While it's always hard to leave the party when the music's still playing, if you step outside to see the cyclists about, it's probably time to limp on home. In HPI's case, we can hear the bells ringing in the distance, so we're calling last drinks.
Calling last drinks
The trust has benefited from leases mandating annual increases of two times inflation, capped at 4%. Due to subdued inflation, declining pokies revenue and less alcohol consumption, rents have probably risen faster than is justified - especially since there's been a relative lack of investment in the properties over the years.
We think it's likely that several of HPI's pubs are over-earning, and a day of reckoning is close. In 2021/22, two-thirds of the portfolio comes up for renewal. At this stage, KKR - which has taken control of the pubs from Coles - will have the option, but not the obligation, to extend the leases on the same terms.
If the pubs are over-rented, it's unlikely those options will be exercised at the current level of rent. What's particularly worrying is a 'first and last right' provision in the leases. If KKR rejects an extension, and HPI tries to re-tenant the property, then any terms offered to a new tenant would first have to be offered to KKR. KKR has little to lose by trying to negotiate lower rents.
If this were prime metropolitan real estate, we wouldn't be worried - HPI could simply redevelop the properties into apartments. But the regional nature of HPI's portfolio means this repurposing is not going to be easy.
Trump card
HPI does have a trump card, though. In Queensland - the home of most of HPI's pubs - a wacky law requires an operator of a bottle shop to hold a pub licence. Coles' liquor operations in the state, therefore, are reliant on HPI's pubs.
Coles recently handed over control of the pubs business to KKR, while retaining the rights to the pub licence for its retail liquor outlets. And we'd speculate that any deal struck would have been conditional on KKR maintaining those licences for Coles' use, although we can't know for sure. While this is likely to remain the case, there's a limit to how much this requirement can be exploited. Some liquor stores may not be profitable enough to support the case for continuing to rent an underperforming pub.

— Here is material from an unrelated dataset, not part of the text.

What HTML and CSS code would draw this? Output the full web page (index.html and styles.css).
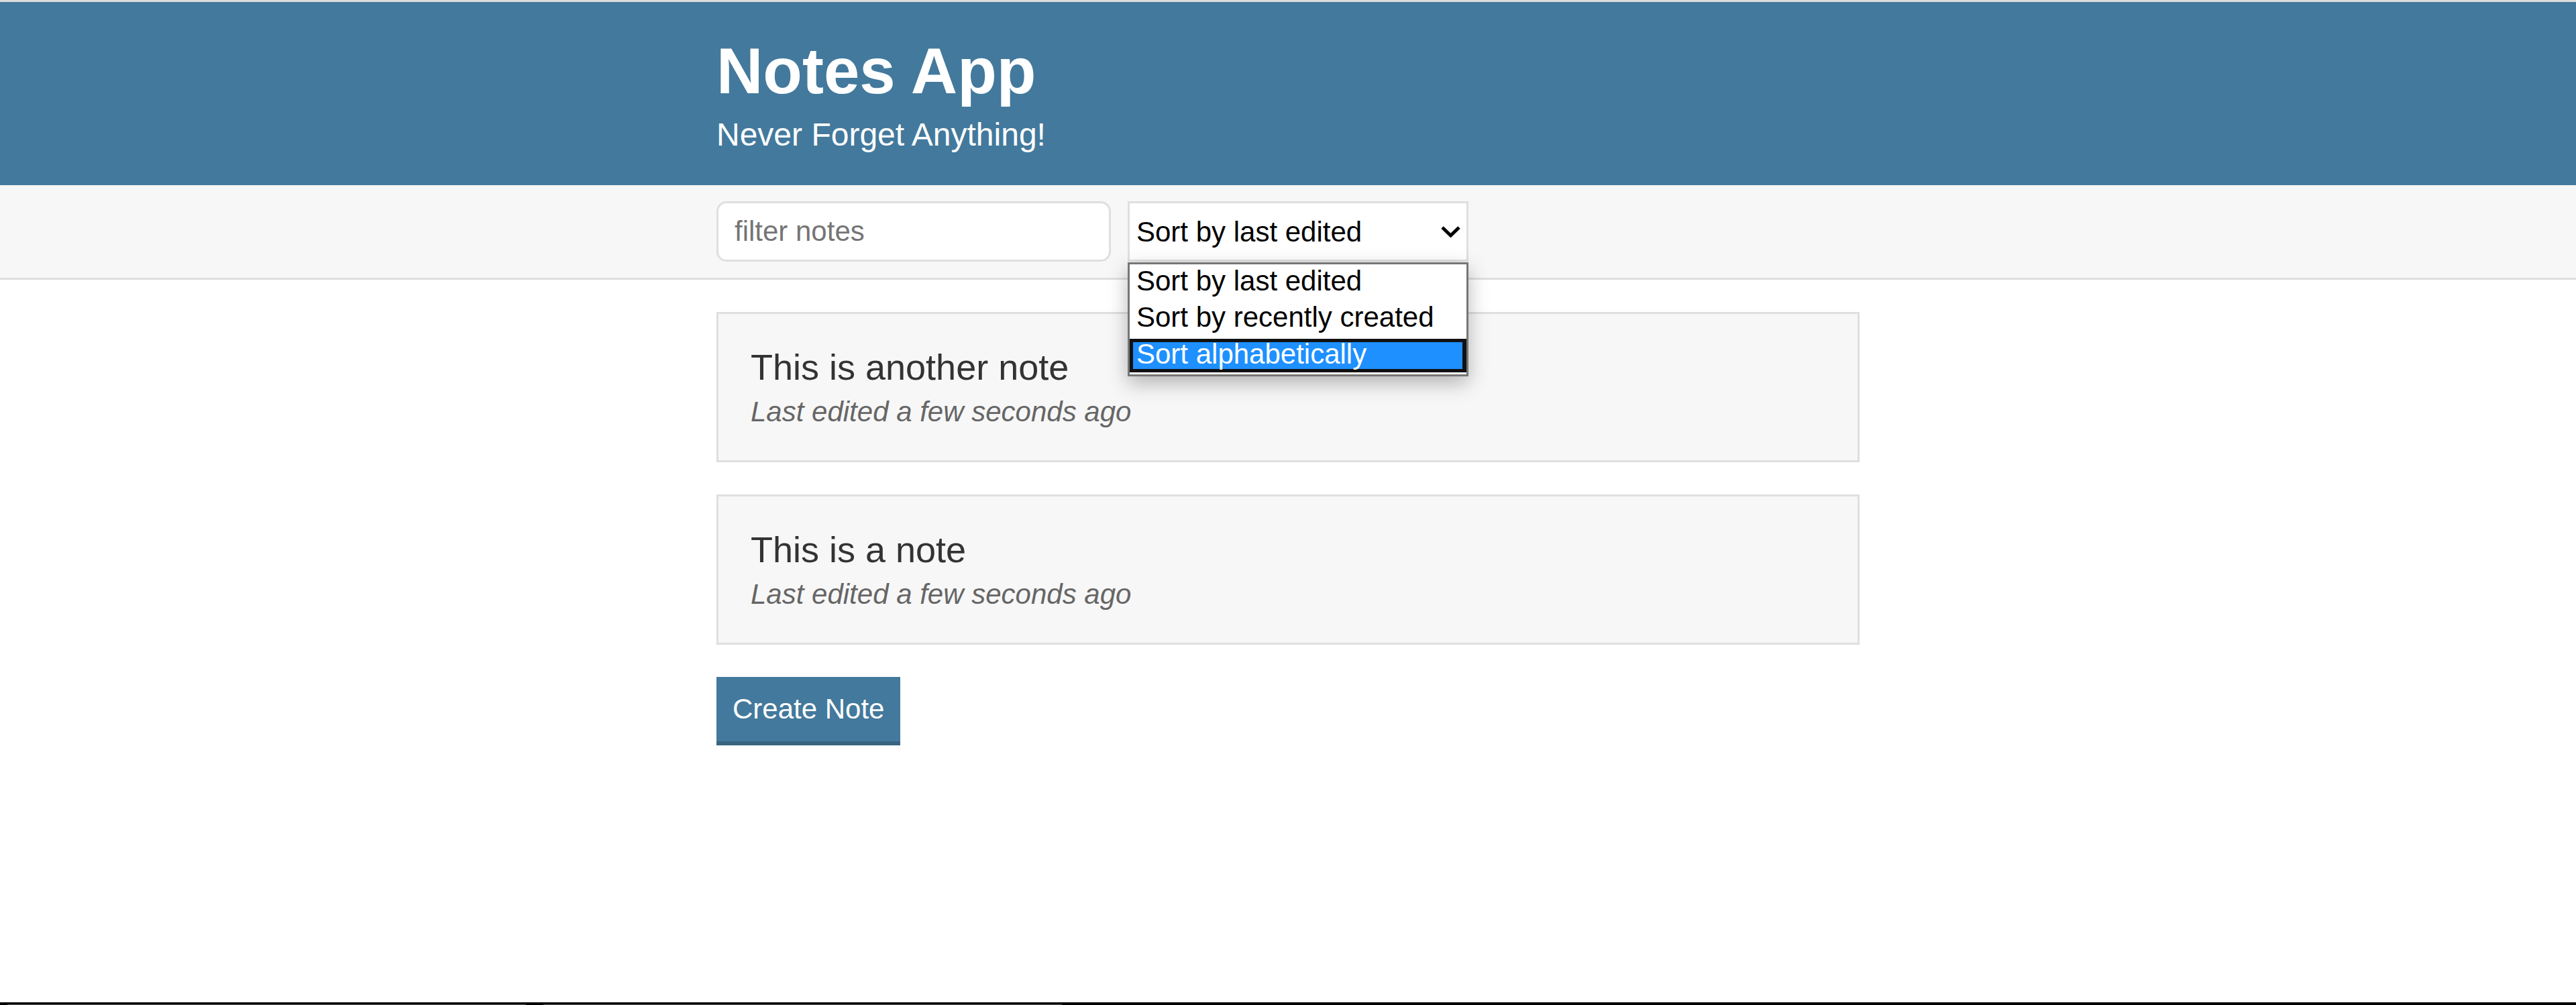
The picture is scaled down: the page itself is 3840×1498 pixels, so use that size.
FILE: index.html
```html
<!DOCTYPE html>
<html lang="en">
<head>
<meta charset="utf-8">
<title>Notes App</title>
<link rel="stylesheet" href="styles.css">
</head>
<body>
<div class="topline"></div>
<header class="header">
  <div class="container">
    <h1 class="header__title">Notes App</h1>
    <h2 class="header__subtitle">Never Forget Anything!</h2>
  </div>
</header>
<div class="actions">
  <div class="actions__container">
    <input class="input" type="text" placeholder="filter notes">
    <div class="dropdown-wrap">
      <select class="dropdown">
        <option>Sort by last edited</option>
        <option>Sort by recently created</option>
        <option>Sort alphabetically</option>
      </select>
      <svg class="dropdown__arrow" width="29" height="17" viewBox="0 0 29 17" aria-hidden="true">
        <path d="M2 2 L14.5 14 L27 2" fill="none" stroke="#000" stroke-width="5" stroke-linejoin="miter"/>
      </svg>
      <ul class="popup">
        <li class="popup__option">Sort by last edited</li>
        <li class="popup__option">Sort by recently created</li>
        <li class="popup__option popup__option--active">Sort alphabetically</li>
      </ul>
    </div>
  </div>
</div>
<main class="container">
  <div class="notes">
    <a class="list-item" href="#">
      <p class="list-item__title">This is another note</p>
      <p class="list-item__subtitle">Last edited a few seconds ago</p>
    </a>
    <a class="list-item" href="#">
      <p class="list-item__title">This is a note</p>
      <p class="list-item__subtitle">Last edited a few seconds ago</p>
    </a>
  </div>
  <button class="button">Create Note</button>
</main>
<div class="taskbar"><span class="taskbar__item"></span><span class="taskbar__item"></span></div>
</body>
</html>
```

FILE: styles.css
```css
* {
  box-sizing: border-box;
}

html, body {
  margin: 0;
  padding: 0;
}

body {
  background: #ffffff;
  color: #333333;
  font-family: "Liberation Sans", Arial, Helvetica, sans-serif;
  font-size: 48px;
}

.topline {
  height: 3px;
  background: #dcdcdc;
}

.container {
  max-width: 1800px;
  margin: 0 auto;
  padding: 0 48px;
}

/* Header */
.header {
  background: #43799c;
  color: #ffffff;
  padding: 48px 0;
}

.header__title {
  font-size: 96px;
  font-weight: bold;
  margin: 0 0 12px;
}

.header__subtitle {
  font-size: 48px;
  font-weight: 300;
  margin: 0;
}

/* Actions bar */
.actions {
  background: #f7f7f7;
  border-bottom: 3px solid #dedfe0;
  color: #333333;
  padding: 24px 0;
}

.actions__container {
  display: flex;
  align-items: center;
  max-width: 1800px;
  margin: 0 auto;
  min-height: 90px;
  padding: 0 48px;
}

.input {
  width: 588px;
  height: 90px;
  margin-right: 25px;
  padding: 12px 24px;
  border: 3px solid #dedfe0;
  border-radius: 15px;
  background: #ffffff;
  font-family: inherit;
  font-size: 42px;
  font-weight: 300;
  color: #333333;
  outline: none;
}

.input::placeholder {
  color: #757575;
}

.dropdown-wrap {
  position: relative;
  display: flex;
}

.dropdown {
  -webkit-appearance: none;
  appearance: none;
  width: 508px;
  height: 90px;
  padding: 0 50px 0 10px;
  border: 3px solid #dedfe0;
  border-radius: 0;
  background: #ffffff;
  color: #000000;
  font-family: inherit;
  font-size: 42px;
  font-weight: 300;
  margin: 0;
  outline: none;
}

.dropdown__arrow {
  position: absolute;
  top: 37px;
  right: 12px;
  pointer-events: none;
}

.popup {
  position: absolute;
  top: 91px;
  left: 0;
  width: 508px;
  margin: 0;
  padding: 0 0 3px;
  list-style: none;
  background: #ffffff;
  border: 3px solid #767676;
  box-shadow: 0 10px 28px rgba(0, 0, 0, 0.28);
  color: #000000;
  font-size: 42px;
  z-index: 10;
}

.popup__option {
  height: 54px;
  line-height: 50px;
  padding: 0 10px;
  white-space: nowrap;
}

.popup__option--active {
  height: 50px;
  margin-top: 3px;
  padding: 0 5px;
  line-height: 35px;
  border: 5px solid #111111;
  border-right-width: 6px;
  background: #1e90ff;
  color: #ffffff;
}

/* Notes */
.list-item {
  display: block;
  text-decoration: none;
  color: #333333;
  background: #f7f7f7;
  border: 3px solid #dedfe0;
  margin: 48px 0;
  padding: 48px;
}

.list-item__title {
  font-size: 54px;
  margin: 0 0 12px;
}

.list-item__subtitle {
  color: #666666;
  font-size: 42px;
  font-weight: 300;
  font-style: italic;
  margin: 0;
}

.button {
  display: block;
  background: #43799c;
  border: none;
  border-bottom: 6px solid #386582;
  color: #ffffff;
  font-family: inherit;
  font-size: 42px;
  font-weight: 300;
  padding: 24px;
  margin: 0;
  cursor: pointer;
}

/* Window frame strip at the bottom */
.taskbar {
  position: fixed;
  left: 0;
  right: 0;
  bottom: 0;
  height: 4px;
  background: #000000;
  display: flex;
  align-items: flex-end;
  gap: 26px;
  padding-left: 11px;
}

.taskbar__item {
  display: block;
  width: 773px;
  height: 1px;
  background: #5a5a5a;
}
```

A forward distribution yield of around 5.8% with contracted rental growth sounds pretty good but, given our concerns around the likely outcome of several rent reviews, it's probably not as good as it sounds. HPI has done a good job of squeezing every bit of juice out of this lemon, but relying solely on regulatory requirements to justify the investment case requires too much faith. With lease reviews looming, it's time to take profits. SELL.